What is needed: Retype the full set of records. Keep every character identical.
* * * * * * *
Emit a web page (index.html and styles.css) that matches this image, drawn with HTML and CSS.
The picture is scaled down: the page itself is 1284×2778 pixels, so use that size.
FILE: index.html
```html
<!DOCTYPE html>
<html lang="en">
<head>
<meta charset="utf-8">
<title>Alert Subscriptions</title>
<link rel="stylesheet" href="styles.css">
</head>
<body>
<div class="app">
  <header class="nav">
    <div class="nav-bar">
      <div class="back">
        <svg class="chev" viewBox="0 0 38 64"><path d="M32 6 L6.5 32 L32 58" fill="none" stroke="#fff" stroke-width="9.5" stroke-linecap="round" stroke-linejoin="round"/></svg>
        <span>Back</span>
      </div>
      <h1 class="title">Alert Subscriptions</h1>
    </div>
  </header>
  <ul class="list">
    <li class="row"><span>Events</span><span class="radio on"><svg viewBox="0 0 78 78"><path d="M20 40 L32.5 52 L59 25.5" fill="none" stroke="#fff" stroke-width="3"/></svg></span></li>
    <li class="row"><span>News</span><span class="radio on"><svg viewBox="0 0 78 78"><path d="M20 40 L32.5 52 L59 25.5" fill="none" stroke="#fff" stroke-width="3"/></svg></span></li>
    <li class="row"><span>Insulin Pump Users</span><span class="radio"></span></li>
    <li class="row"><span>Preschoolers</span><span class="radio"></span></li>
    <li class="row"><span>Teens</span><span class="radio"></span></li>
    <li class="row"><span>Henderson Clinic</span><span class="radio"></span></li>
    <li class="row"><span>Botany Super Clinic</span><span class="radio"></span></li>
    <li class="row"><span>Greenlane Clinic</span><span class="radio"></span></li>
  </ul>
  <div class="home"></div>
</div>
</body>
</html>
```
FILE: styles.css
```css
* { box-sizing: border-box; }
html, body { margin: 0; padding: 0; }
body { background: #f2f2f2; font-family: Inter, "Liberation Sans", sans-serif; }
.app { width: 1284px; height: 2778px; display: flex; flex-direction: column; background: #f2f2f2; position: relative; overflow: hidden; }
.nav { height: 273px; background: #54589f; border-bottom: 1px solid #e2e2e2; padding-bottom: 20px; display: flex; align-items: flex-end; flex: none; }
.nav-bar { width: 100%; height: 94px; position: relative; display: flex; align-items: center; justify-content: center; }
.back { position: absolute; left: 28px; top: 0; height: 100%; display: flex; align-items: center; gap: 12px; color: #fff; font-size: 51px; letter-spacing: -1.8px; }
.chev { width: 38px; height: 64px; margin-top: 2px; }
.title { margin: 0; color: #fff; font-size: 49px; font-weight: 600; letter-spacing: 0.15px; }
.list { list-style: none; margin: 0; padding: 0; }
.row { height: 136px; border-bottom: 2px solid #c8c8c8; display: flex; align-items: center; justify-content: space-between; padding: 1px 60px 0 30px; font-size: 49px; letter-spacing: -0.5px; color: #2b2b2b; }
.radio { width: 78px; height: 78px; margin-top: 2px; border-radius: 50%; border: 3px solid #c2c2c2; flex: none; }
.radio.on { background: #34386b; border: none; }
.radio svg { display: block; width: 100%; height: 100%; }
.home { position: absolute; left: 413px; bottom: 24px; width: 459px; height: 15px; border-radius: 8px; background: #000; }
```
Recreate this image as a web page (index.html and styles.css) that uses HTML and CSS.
* * * * * * *
Worked solution:
Emit a web page (index.html and styles.css) that matches this image, drawn with HTML and CSS.
The picture is scaled down: the page itself is 1284×2778 pixels, so use that size.
FILE: index.html
```html
<!DOCTYPE html>
<html lang="en">
<head>
<meta charset="utf-8">
<title>Alert Subscriptions</title>
<link rel="stylesheet" href="styles.css">
</head>
<body>
<div class="app">
  <header class="nav">
    <div class="nav-bar">
      <div class="back">
        <svg class="chev" viewBox="0 0 38 64"><path d="M32 6 L6.5 32 L32 58" fill="none" stroke="#fff" stroke-width="9.5" stroke-linecap="round" stroke-linejoin="round"/></svg>
        <span>Back</span>
      </div>
      <h1 class="title">Alert Subscriptions</h1>
    </div>
  </header>
  <ul class="list">
    <li class="row"><span>Events</span><span class="radio on"><svg viewBox="0 0 78 78"><path d="M20 40 L32.5 52 L59 25.5" fill="none" stroke="#fff" stroke-width="3"/></svg></span></li>
    <li class="row"><span>News</span><span class="radio on"><svg viewBox="0 0 78 78"><path d="M20 40 L32.5 52 L59 25.5" fill="none" stroke="#fff" stroke-width="3"/></svg></span></li>
    <li class="row"><span>Insulin Pump Users</span><span class="radio"></span></li>
    <li class="row"><span>Preschoolers</span><span class="radio"></span></li>
    <li class="row"><span>Teens</span><span class="radio"></span></li>
    <li class="row"><span>Henderson Clinic</span><span class="radio"></span></li>
    <li class="row"><span>Botany Super Clinic</span><span class="radio"></span></li>
    <li class="row"><span>Greenlane Clinic</span><span class="radio"></span></li>
  </ul>
  <div class="home"></div>
</div>
</body>
</html>
```
FILE: styles.css
```css
* { box-sizing: border-box; }
html, body { margin: 0; padding: 0; }
body { background: #f2f2f2; font-family: Inter, "Liberation Sans", sans-serif; }
.app { width: 1284px; height: 2778px; display: flex; flex-direction: column; background: #f2f2f2; position: relative; overflow: hidden; }
.nav { height: 273px; background: #54589f; border-bottom: 1px solid #e2e2e2; padding-bottom: 20px; display: flex; align-items: flex-end; flex: none; }
.nav-bar { width: 100%; height: 94px; position: relative; display: flex; align-items: center; justify-content: center; }
.back { position: absolute; left: 28px; top: 0; height: 100%; display: flex; align-items: center; gap: 12px; color: #fff; font-size: 51px; letter-spacing: -1.8px; }
.chev { width: 38px; height: 64px; margin-top: 2px; }
.title { margin: 0; color: #fff; font-size: 49px; font-weight: 600; letter-spacing: 0.15px; }
.list { list-style: none; margin: 0; padding: 0; }
.row { height: 136px; border-bottom: 2px solid #c8c8c8; display: flex; align-items: center; justify-content: space-between; padding: 1px 60px 0 30px; font-size: 49px; letter-spacing: -0.5px; color: #2b2b2b; }
.radio { width: 78px; height: 78px; margin-top: 2px; border-radius: 50%; border: 3px solid #c2c2c2; flex: none; }
.radio.on { background: #34386b; border: none; }
.radio svg { display: block; width: 100%; height: 100%; }
.home { position: absolute; left: 413px; bottom: 24px; width: 459px; height: 15px; border-radius: 8px; background: #000; }
```
Recreate this image as a web page (index.html and styles.css) that uses HTML and CSS.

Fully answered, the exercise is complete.